* What the task requires *
Your copy of the material below should match it exactly, except that it holds no pictures.

* Data segment *
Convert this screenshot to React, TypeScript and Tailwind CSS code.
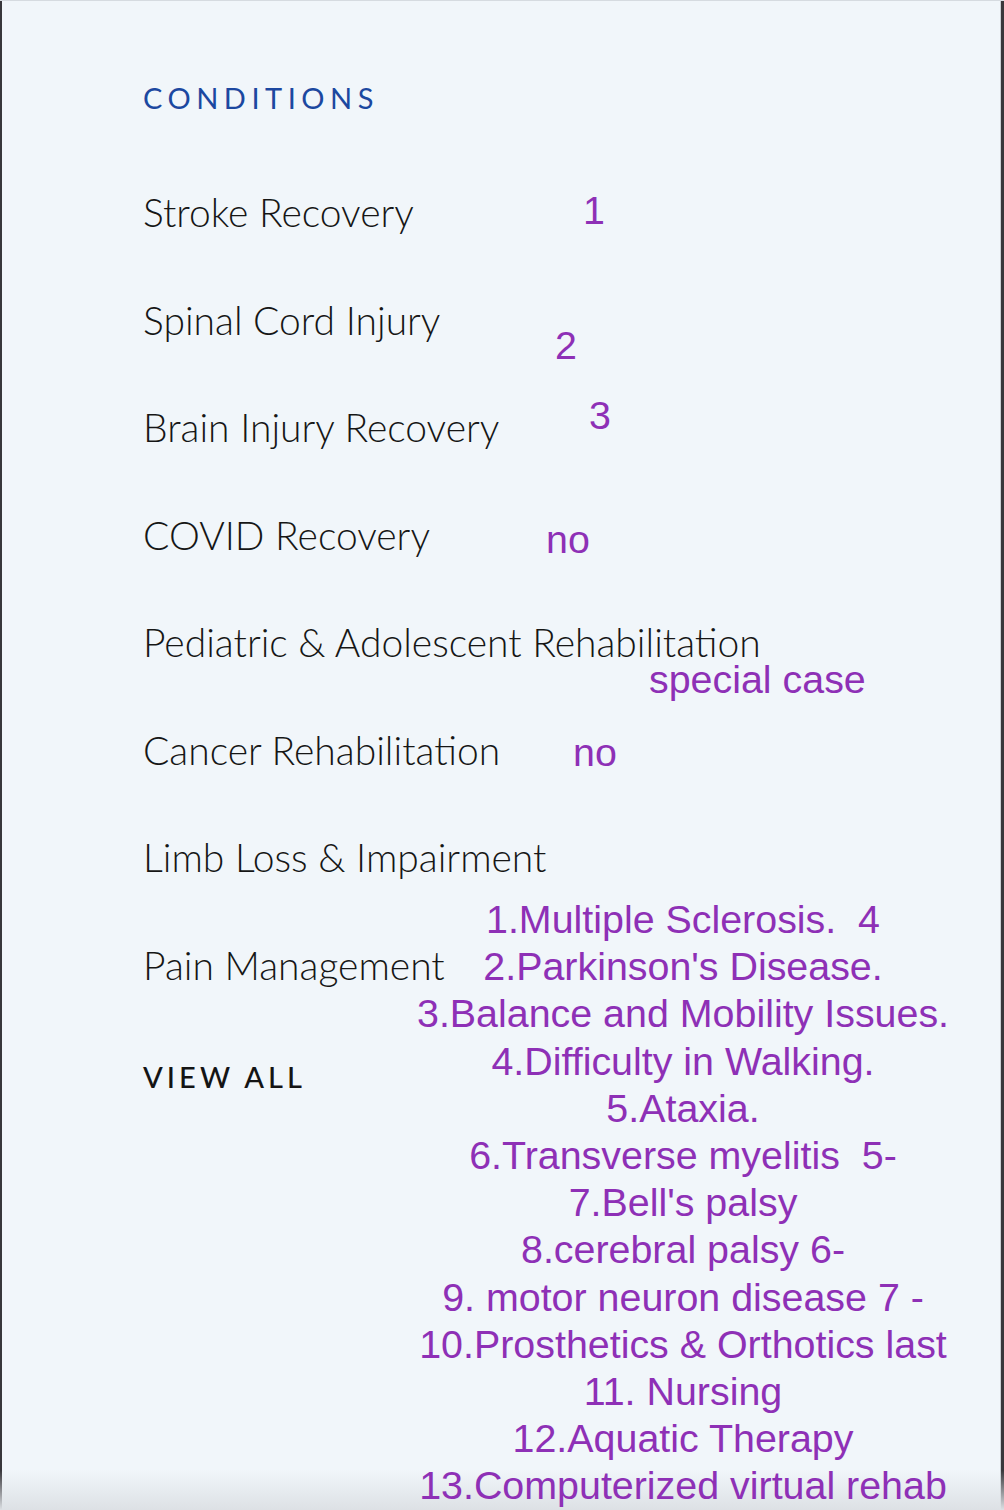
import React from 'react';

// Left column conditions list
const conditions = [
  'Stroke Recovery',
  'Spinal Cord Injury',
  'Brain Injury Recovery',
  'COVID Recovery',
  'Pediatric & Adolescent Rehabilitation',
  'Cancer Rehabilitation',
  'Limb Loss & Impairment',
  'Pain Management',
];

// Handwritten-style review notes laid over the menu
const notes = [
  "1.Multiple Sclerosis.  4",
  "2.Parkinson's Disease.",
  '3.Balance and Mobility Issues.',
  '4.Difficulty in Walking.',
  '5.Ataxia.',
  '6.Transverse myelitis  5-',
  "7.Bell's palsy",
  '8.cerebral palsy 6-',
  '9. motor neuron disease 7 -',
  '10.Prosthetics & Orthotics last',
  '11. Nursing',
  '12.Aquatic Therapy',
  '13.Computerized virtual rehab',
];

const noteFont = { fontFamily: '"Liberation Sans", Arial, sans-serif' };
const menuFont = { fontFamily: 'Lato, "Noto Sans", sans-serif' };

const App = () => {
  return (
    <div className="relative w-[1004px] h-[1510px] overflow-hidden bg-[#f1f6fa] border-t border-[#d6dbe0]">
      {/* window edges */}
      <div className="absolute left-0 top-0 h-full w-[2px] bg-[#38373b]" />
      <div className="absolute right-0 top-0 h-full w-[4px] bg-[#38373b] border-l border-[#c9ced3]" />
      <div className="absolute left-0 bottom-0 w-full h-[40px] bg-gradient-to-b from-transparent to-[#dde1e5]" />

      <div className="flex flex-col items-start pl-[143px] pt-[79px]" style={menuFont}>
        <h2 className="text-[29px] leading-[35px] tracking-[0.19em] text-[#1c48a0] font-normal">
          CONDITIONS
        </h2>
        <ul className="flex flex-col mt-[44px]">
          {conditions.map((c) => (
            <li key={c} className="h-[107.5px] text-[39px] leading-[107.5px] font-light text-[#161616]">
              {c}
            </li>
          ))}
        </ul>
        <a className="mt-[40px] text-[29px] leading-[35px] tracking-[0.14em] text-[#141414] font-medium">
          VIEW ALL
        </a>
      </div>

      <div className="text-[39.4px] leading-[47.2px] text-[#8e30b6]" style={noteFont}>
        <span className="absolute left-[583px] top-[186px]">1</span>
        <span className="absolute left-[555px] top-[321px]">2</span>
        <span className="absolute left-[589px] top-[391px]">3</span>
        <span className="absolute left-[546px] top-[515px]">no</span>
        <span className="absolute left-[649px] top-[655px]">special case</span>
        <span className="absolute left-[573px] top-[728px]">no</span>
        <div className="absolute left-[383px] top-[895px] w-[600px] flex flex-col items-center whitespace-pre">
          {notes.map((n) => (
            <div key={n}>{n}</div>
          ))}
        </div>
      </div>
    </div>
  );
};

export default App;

* The solution *
Convert this screenshot to React, TypeScript and Tailwind CSS code.
import React from 'react';

// Left column conditions list
const conditions = [
  'Stroke Recovery',
  'Spinal Cord Injury',
  'Brain Injury Recovery',
  'COVID Recovery',
  'Pediatric & Adolescent Rehabilitation',
  'Cancer Rehabilitation',
  'Limb Loss & Impairment',
  'Pain Management',
];

// Handwritten-style review notes laid over the menu
const notes = [
  "1.Multiple Sclerosis.  4",
  "2.Parkinson's Disease.",
  '3.Balance and Mobility Issues.',
  '4.Difficulty in Walking.',
  '5.Ataxia.',
  '6.Transverse myelitis  5-',
  "7.Bell's palsy",
  '8.cerebral palsy 6-',
  '9. motor neuron disease 7 -',
  '10.Prosthetics & Orthotics last',
  '11. Nursing',
  '12.Aquatic Therapy',
  '13.Computerized virtual rehab',
];

const noteFont = { fontFamily: '"Liberation Sans", Arial, sans-serif' };
const menuFont = { fontFamily: 'Lato, "Noto Sans", sans-serif' };

const App = () => {
  return (
    <div className="relative w-[1004px] h-[1510px] overflow-hidden bg-[#f1f6fa] border-t border-[#d6dbe0]">
      {/* window edges */}
      <div className="absolute left-0 top-0 h-full w-[2px] bg-[#38373b]" />
      <div className="absolute right-0 top-0 h-full w-[4px] bg-[#38373b] border-l border-[#c9ced3]" />
      <div className="absolute left-0 bottom-0 w-full h-[40px] bg-gradient-to-b from-transparent to-[#dde1e5]" />

      <div className="flex flex-col items-start pl-[143px] pt-[79px]" style={menuFont}>
        <h2 className="text-[29px] leading-[35px] tracking-[0.19em] text-[#1c48a0] font-normal">
          CONDITIONS
        </h2>
        <ul className="flex flex-col mt-[44px]">
          {conditions.map((c) => (
            <li key={c} className="h-[107.5px] text-[39px] leading-[107.5px] font-light text-[#161616]">
              {c}
            </li>
          ))}
        </ul>
        <a className="mt-[40px] text-[29px] leading-[35px] tracking-[0.14em] text-[#141414] font-medium">
          VIEW ALL
        </a>
      </div>

      <div className="text-[39.4px] leading-[47.2px] text-[#8e30b6]" style={noteFont}>
        <span className="absolute left-[583px] top-[186px]">1</span>
        <span className="absolute left-[555px] top-[321px]">2</span>
        <span className="absolute left-[589px] top-[391px]">3</span>
        <span className="absolute left-[546px] top-[515px]">no</span>
        <span className="absolute left-[649px] top-[655px]">special case</span>
        <span className="absolute left-[573px] top-[728px]">no</span>
        <div className="absolute left-[383px] top-[895px] w-[600px] flex flex-col items-center whitespace-pre">
          {notes.map((n) => (
            <div key={n}>{n}</div>
          ))}
        </div>
      </div>
    </div>
  );
};

export default App;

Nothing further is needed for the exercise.